Os justos perguntam: “onde estavas tu, Senhor, que te não vimos?” E Jesus estava bem vivo em todos aqueles homens e mulheres em sofrimento que esperavam receber dos outros, pela prática das obras de misericórdia, o olhar, a palavra, o gesto, a dádiva que poderia dar sentido à vida.
3. A palavra mais bela desta página do Evangelho, no capítulo 25 de Mateus, vem a seguir. Perante a pergunta: “onde estavas, Senhor, que te não vimos?”, Jesus respondeu “o que fizeste ao mais pequenino dos teus irmãos foi a mim que o fizeste (Mt 25, 40). Jesus está presente em cada um daqueles homens e mulheres marginalizados, abandonados no caminho, sem resposta para os problemas urgentes que os perseguem. É certo que Jesus está presente na Eucaristia e os cristãos acreditam e comungam. Jesus também está presente na comunidade cristã, a Igreja, porque unidos em seu nome, os cristãos vivem em Igreja. O Senhor Jesus está presente no sacerdócio do Papa, dos Bispos e dos Presbíteros, e os cristãos amam neles a Sua presença viva. Jesus Cristo está também presente na Palavra que se proclama e se escuta e os cristãos vivem da Palavra. Mas Jesus está também presente no pobre e no homem e na mulher fragilizados, na pessoa que caiu doente ou está prisioneira. É neste outro que os cristãos reconhecem Jesus na sua permanente encarnação. Perguntar-se-á, então, como ir ao encontro de Jesus presente no próximo. A resposta pode ser pontual, tentando resolver uma situação difícil de pessoas que se cruzam connosco no caminho. Pode ser também programada, mas de forma individual, tomando a nosso cargo uma criança meio abandonada, um jovem com dificuldades nos estudos, uma família em situação económico-social dramática. O melhor, porém, neste encontro com Jesus, bem presente no pobre e no que sofre, está na intervenção social organizada. Neste caso, a atitude do cristão não consiste em resolver um problema pontual que vai repetir-se. A resposta cristã estará no acompanhamento da pessoa em dificuldade até à sua promoção humana, tornando-a capaz de ser autónoma e de construir a própria felicidade. É desta acção social, a expressão de fé, que o Papa Francisco fala na Evangelii Gaudium. Na comunidade paroquial, a acção junto dos mais pobres está confiada ao Centro Social Paroquial do Campo Grande. Todos os cristãos da comunidade deverão colaborar com esta acção organizada. Para isso, nada melhor do que seguir as atitudes propostas pela parábola do Bom Samaritano.
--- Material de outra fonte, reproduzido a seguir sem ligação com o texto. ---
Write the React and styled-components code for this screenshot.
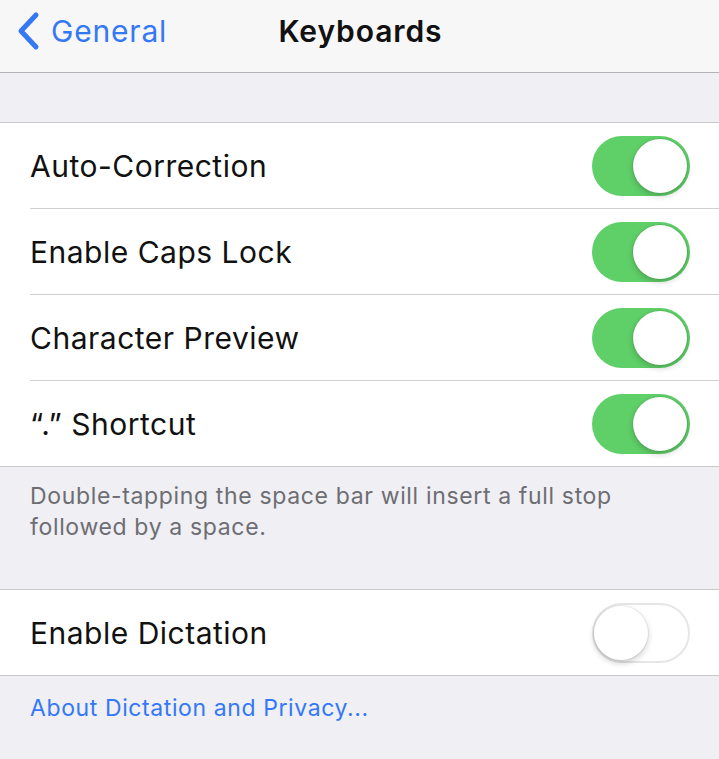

. Ver as pessoas que estão em crise e torná-las presentes nas preocupações da comunidade paroquial.
. Aproximar-se das pessoas que estão em situações mais complicadas e é na Paróquia que põem a sua esperança.
. Cuidar destas pessoas com todas as capacidades que, através do Centro Social, a Paróquia pode ter.
. Fazer seu o problema de quantos estão em sofrimento e criar pontes com as instituições que podem acolhê-los na fase crítica
. Finalmente, não os abandonar e continuar a apoiá-los até que consigam a suficiente autonomia.
Se ao Estado compete dar apoios sociais programados no Orçamento de Estado, com os salários justos, as pensões suficientes, os abonos indispensáveis, as isenções necessárias, à comunidade cristã pertence ir mais longe, propondo respostas em projectos de futuro de quantos, no seu sofrimento, confiam na caridade, a atitude fundamental dos cristãos.
4. Neste Ano do Jubileu da Misericórdia, perante os problemas vividos por tantas pessoas em sofrimento, para além de tentar resolvê-los, em oração todos podemos dizer: “faz-nos, Senhor, ser misericordiosos como o Pai”.